4. NATIONWIDE v BENN – TUPE / ETO dismissal
Summary: TUPE provides that a dismissal for a reason related to the transfer is not automatically unfair where it is for “an economic, technical or organisational reason entailing changes in the workforce”. The Claimants were managers who resigned following the transfer of the Portman Building Society to the Nationwide.
The Tribunal found that they had been constructively dismissed, as there was a substantial change in their role and a substantial drop in their earnings. It held that the dismissal was connected with the transfer, but there was an “organisational reason” for the change in terms and conditions which entailed a change in job functions: the Nationwide did not offer similar products to those previously offered by the Portman. The employees argued that to be an “organisational reason” that falls within the ETO defence, the changes must affect the workforce as a whole and not just the transferring employees. The EAT rejected this, pointing out that TUPE itself does not state that the organisational reason “must entail changes in the entirety of the workforce.”
Conclusion: The effect of this case is to widen the scope of the ETO defence and so make it easier for buyers or transferees to satisfy the ETO defence thereby avoiding transfer-related dismissals being automatically unfair.

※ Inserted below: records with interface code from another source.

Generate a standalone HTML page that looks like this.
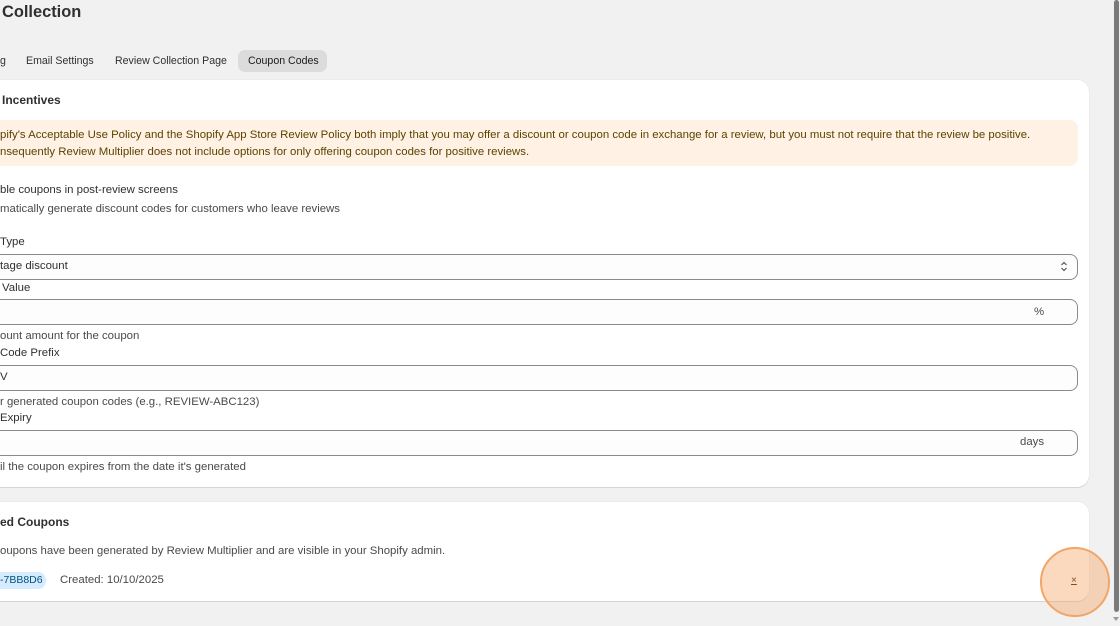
<!DOCTYPE html>
<html><head><meta charset="utf-8"><style>
*{margin:0;padding:0;box-sizing:border-box}
body{width:1120px;height:626px;background:#f1f1f1;font-family:"Liberation Sans",sans-serif;color:#303030;position:relative;overflow:hidden;font-size:11.4px}
.a{position:absolute;white-space:nowrap}
.card{position:absolute;left:-20px;width:1109px;background:#fff;border-radius:12px;box-shadow:0 1px 0 #d4d4d4,0 0 0 1px #ececec}
.inp{position:absolute;left:-20px;width:1098px;height:26px;border:1px solid #8a8a8a;border-radius:8px;background:#fdfdfd}
.b{font-weight:bold}
.g{color:#4a4a4a}
.t{font-size:10.6px}
</style></head><body>
<div class="a b" style="left:2px;top:3px;font-size:16.4px;color:#303030">Collection</div>
<div class="a t" style="left:0;top:55px">g</div>
<div class="a t" style="left:26px;top:55px">Email Settings</div>
<div class="a t" style="left:115px;top:55px">Review Collection Page</div>
<div class="a" style="left:238px;top:50px;width:89px;height:22px;background:#dcdcdc;border-radius:7px"></div>
<div class="a t" style="left:248px;top:55px;color:#1a1a1a">Coupon Codes</div>

<div class="card" style="top:80px;height:407px"></div>
<div class="a b" style="left:2px;top:93px;font-size:12px">Incentives</div>
<div class="a" style="left:-10px;top:120px;width:1088px;height:46px;background:#fff1e3;border-radius:8px"></div>
<div class="a" style="left:0;top:129px;color:#5e4200">pify's Acceptable Use Policy and the Shopify App Store Review Policy both imply that you may offer a discount or coupon code in exchange for a review, but you must not require that the review be positive.</div>
<div class="a" style="left:0;top:146px;color:#5e4200">nsequently Review Multiplier does not include options for only offering coupon codes for positive reviews.</div>
<div class="a" style="left:0;top:184px">ble coupons in post-review screens</div>
<div class="a g" style="left:0;top:203px">matically generate discount codes for customers who leave reviews</div>
<div class="a" style="left:0;top:236px">Type</div>
<div class="inp" style="top:254px"></div>
<div class="a" style="left:0;top:260px">tage discount</div>
<svg class="a" style="left:1059px;top:260px" width="10" height="13" viewBox="0 0 10 13"><path d="M2.5 5 5 2.5 7.5 5M2.5 8 5 10.5 7.5 8" fill="none" stroke="#555" stroke-width="1.2"/></svg>
<div class="a" style="left:2px;top:282px">Value</div>
<div class="inp" style="top:299px"></div>
<div class="a g" style="left:1034px;top:306px">%</div>
<div class="a g" style="left:0;top:330px">ount amount for the coupon</div>
<div class="a" style="left:0;top:347px">Code Prefix</div>
<div class="inp" style="top:365px"></div>
<div class="a" style="left:0;top:371px">V</div>
<div class="a g" style="left:0;top:396px">r generated coupon codes (e.g., REVIEW-ABC123)</div>
<div class="a" style="left:0;top:412px">Expiry</div>
<div class="inp" style="top:430px"></div>
<div class="a g" style="left:1020px;top:436px">days</div>
<div class="a g" style="left:0;top:461px">il the coupon expires from the date it's generated</div>

<div class="card" style="top:502px;height:99px"></div>
<div class="a b" style="left:0;top:515px;font-size:12px">ed Coupons</div>
<div class="a g" style="left:0;top:545px">oupons have been generated by Review Multiplier and are visible in your Shopify admin.</div>
<div class="a" style="left:-10px;top:572px;width:56px;height:17px;background:#d5ebff;border-radius:8px"></div>
<div class="a" style="left:0;top:574px;color:#00527c;font-size:10.5px">-7BB8D6</div>
<div class="a" style="left:60px;top:574px;color:#4a4a4a">Created: 10/10/2025</div>

<div class="a" style="left:1040px;top:547px;width:70px;height:70px;border-radius:50%;background:rgba(247,170,110,.45);border:2px solid #f3a565"></div>
<div class="a" style="left:1071px;top:575px;color:#8a4a1a;font-size:10px;text-decoration:underline">×</div>

<div class="a" style="left:1113px;top:0;width:7px;height:626px;background:#f1f1f1"></div>
<div class="a" style="left:1114px;top:0;width:5px;height:612px;background:#7a7a7a;border-radius:3px"></div>
<div class="a" style="left:1113px;top:617px;width:0;height:0;border-left:3px solid transparent;border-right:3px solid transparent;border-top:4px solid #999"></div>
</body></html>
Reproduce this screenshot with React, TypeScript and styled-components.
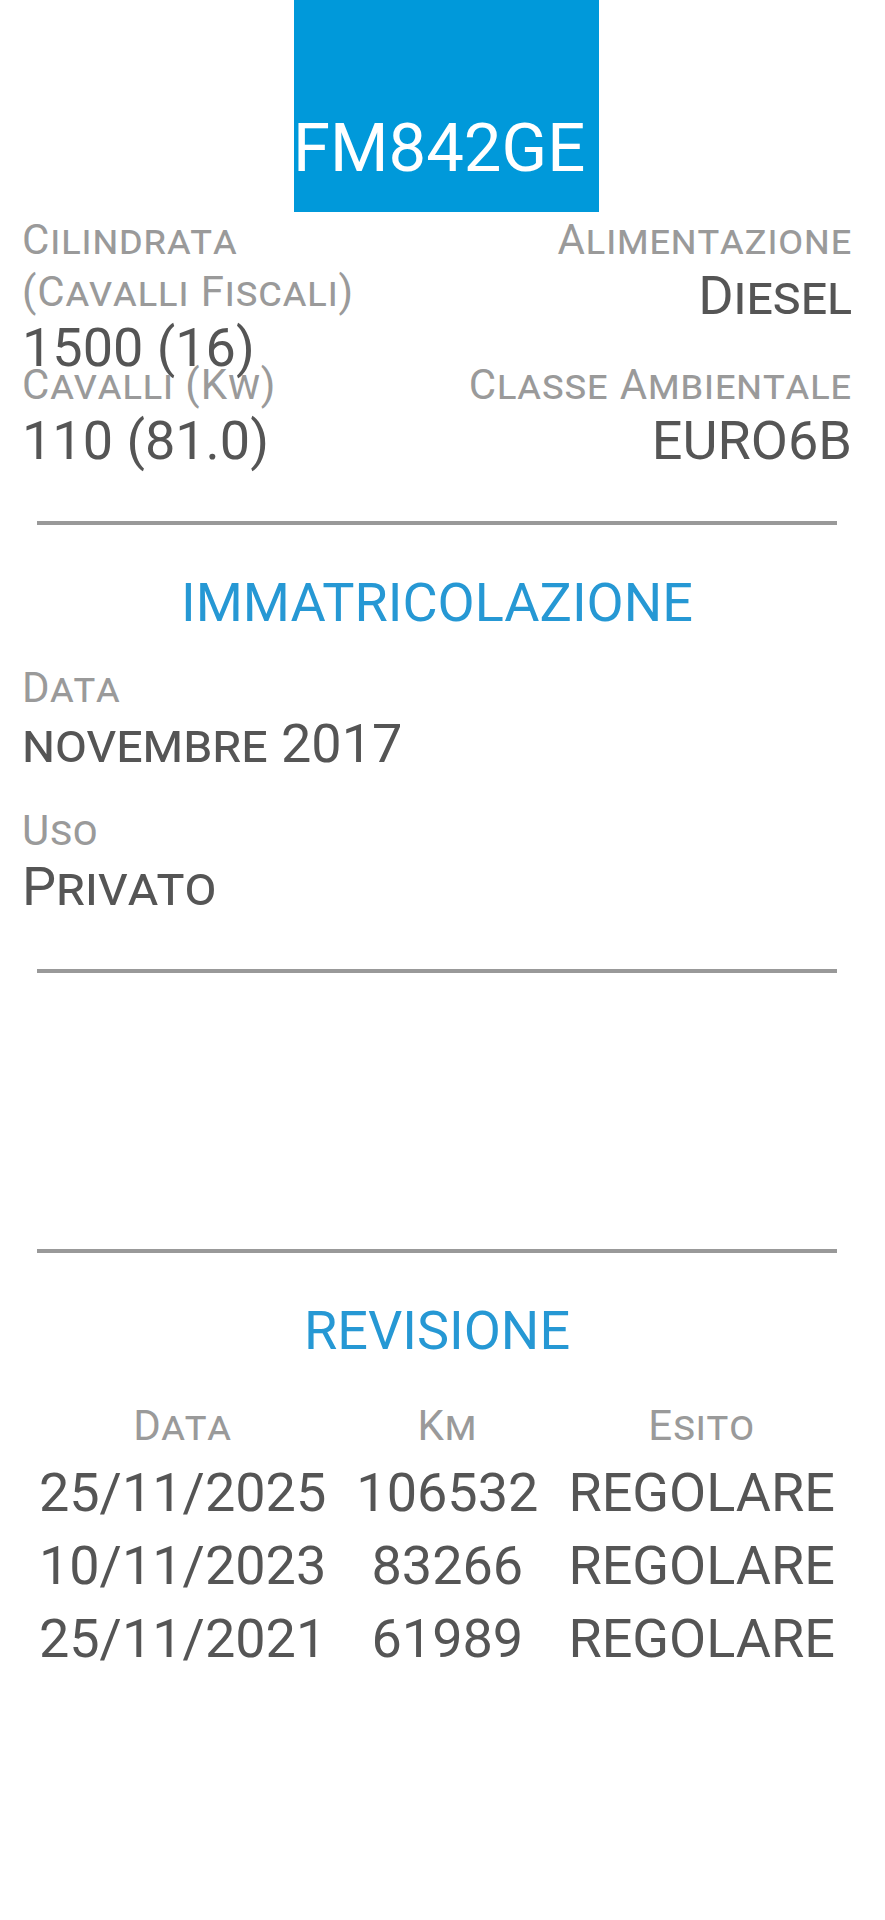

5. WILLOUGHBY v CF CAPITAL – termination due to misunderstanding
Summary: Miss Willoughby and her employer discussed her becoming a self-employed consultant in order to avoid redundancy. There was agreement as to a monthly retainer and commission but exact terms were not agreed. On 22 December, just before the Christmas shutdown, the company sent her an agreement (on the assumption she had agreed the terms) and a letter which indicated she had agreed to be self-employed and which terminated her employment with effect from 31 December.
On 23 December, Miss Willoughby called the company and said she did not accept the agreement but she accepted that she had been dismissed. When the workplace reopened on 5 January, the company tried to retrieve the situation, indicating there had been a misunderstanding and that if she did not want to accept the terms of self-employment, the situation would continue as before. Miss Willoughby rejected this and brought Tribunal claims.
The Tribunal found that the letter should not be regarded as terminating the employment due to the misunderstanding between the parties. But the EAT disagreed. The effect of an unambiguous dismissal letter is to dismiss the employee. Employers (and employees) should usually be taken to mean what they say. The fact that the company had made a mistake did not count.
As to timing, if the company wished to retract the letter, it needed to act quickly and the intervention of the Christmas holiday period was not a valid excuse.
Conclusion: (i) it is dangerous to make assumptions; and
(ii) once the company learns that it has acted on a misunderstanding, it must act very promptly if it wishes to rectify the situation.